Avoid the post-mortem trap: analyzing what went wrong technically while you’re still on the course. Technical analysis belongs in practice sessions, not competitive rounds. On the course, your only job after a bad shot is to find the ball, assess your options, make a smart decision for the next shot, and execute with full commitment. Some of the best rounds in golf history have included spectacular recovery shots after poor drives — the ability to shift from frustration to focus is what makes those recoveries possible.

Building Long-Term Confidence

Short-term mental tricks only go so far. Lasting confidence is built on a foundation of genuine competence — which means deliberate practice over months and years. Set specific, measurable improvement goals (not vague wishes like “get better at putting” but concrete targets like “reduce three-putt frequency from 15 percent to 10 percent over three months”). Track your progress honestly. Celebrate genuine improvement, no matter how small.

Build a personal highlight reel. Keep a written or mental record of your best shots, your best rounds, and the times you performed well under pressure. Before important rounds, review these memories. They’re evidence — proof that you’re capable of great golf. When doubt arises, your highlight reel provides a counter-argument that’s grounded in real experience, not empty affirmations.

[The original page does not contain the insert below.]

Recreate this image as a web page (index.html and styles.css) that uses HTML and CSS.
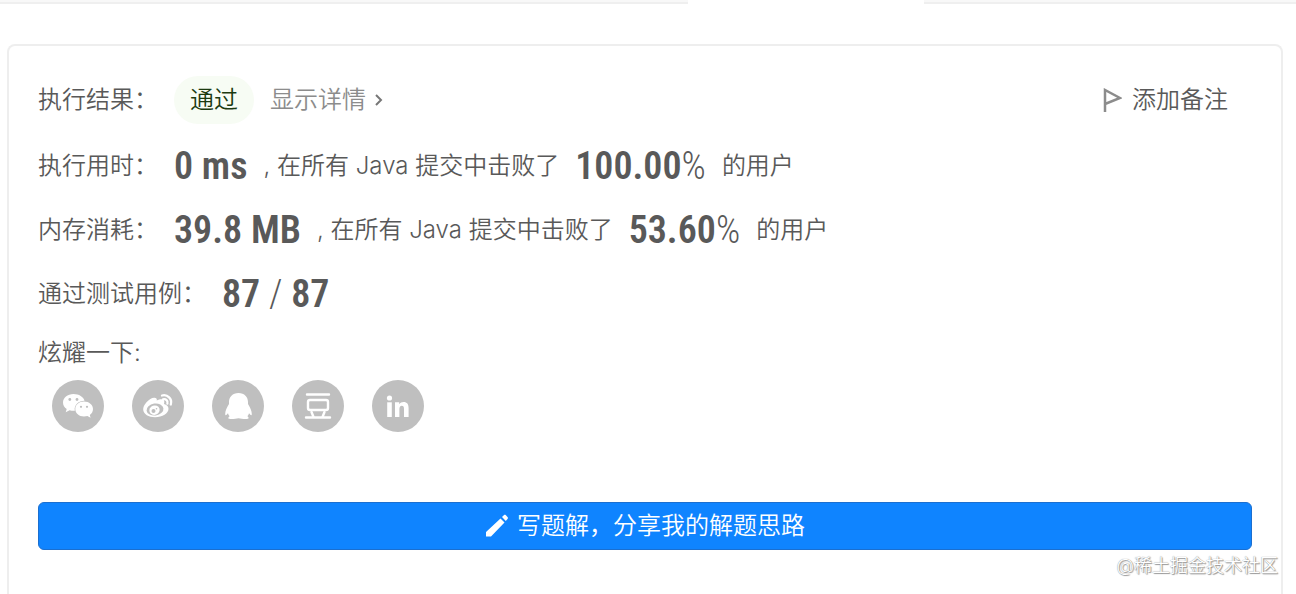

Finally, accept that confidence fluctuates. There will be rounds where you feel invincible and rounds where you feel lost. This is normal and doesn’t mean your game is broken. The golfers who sustain high performance over time are the ones who keep their process consistent regardless of how confident they feel on any given day. They warm up the same way, go through the same pre-shot routine, manage their self-talk, and trust their course management. The confidence follows — not always immediately, but reliably over time. Your best golf is already inside you. Building confidence is simply the process of learning to access it more consistently.